However, this still isn’t quite right as it assumes that you only have two types of servers: live and not. What if you have tiers such as staging or test? What you can actually do is use variable interpolation in the source
paths like so:
file { '/some/config.yml':
source => [
"puppet:///confidential/config.yml.$hostname",
"puppet:///confidential/config.yml.$tier",
'puppet:///modules/mcp/config.yml'
],
}
As $hostname
will be the hostname of your server (e.g. webserver1
) then you can have a file such as config.yml.webserver1
and that will be used on that machine; if no such file exists, it will fall through to config.yml.$tier
and $tier
can be set as follows:
$tier = 'test'
# => "puppet:///confidential/config.yml.test"
$tier = 'staging'
# => "puppet:///confidential/config.yml.staging"
$tier = 'live'
# => "puppet:///confidential/config.yml.live"

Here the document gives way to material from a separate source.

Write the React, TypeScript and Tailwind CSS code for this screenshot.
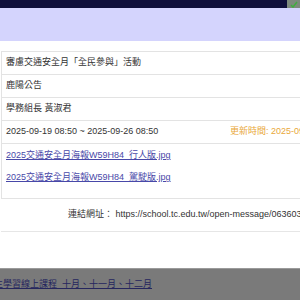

By simply setting a variable per tier, you can have several different configuration files but the same resource definition. This is the pattern that we are currently using at my job but there are still problems with it. The main being that you have redundant copies of configuration files when really the only thing that needs to be change between environments are usernames and passwords. When you are managing things like Java .properties
files, it can get tiresome to make sure that any changes are rolled out to all versions of a particular file.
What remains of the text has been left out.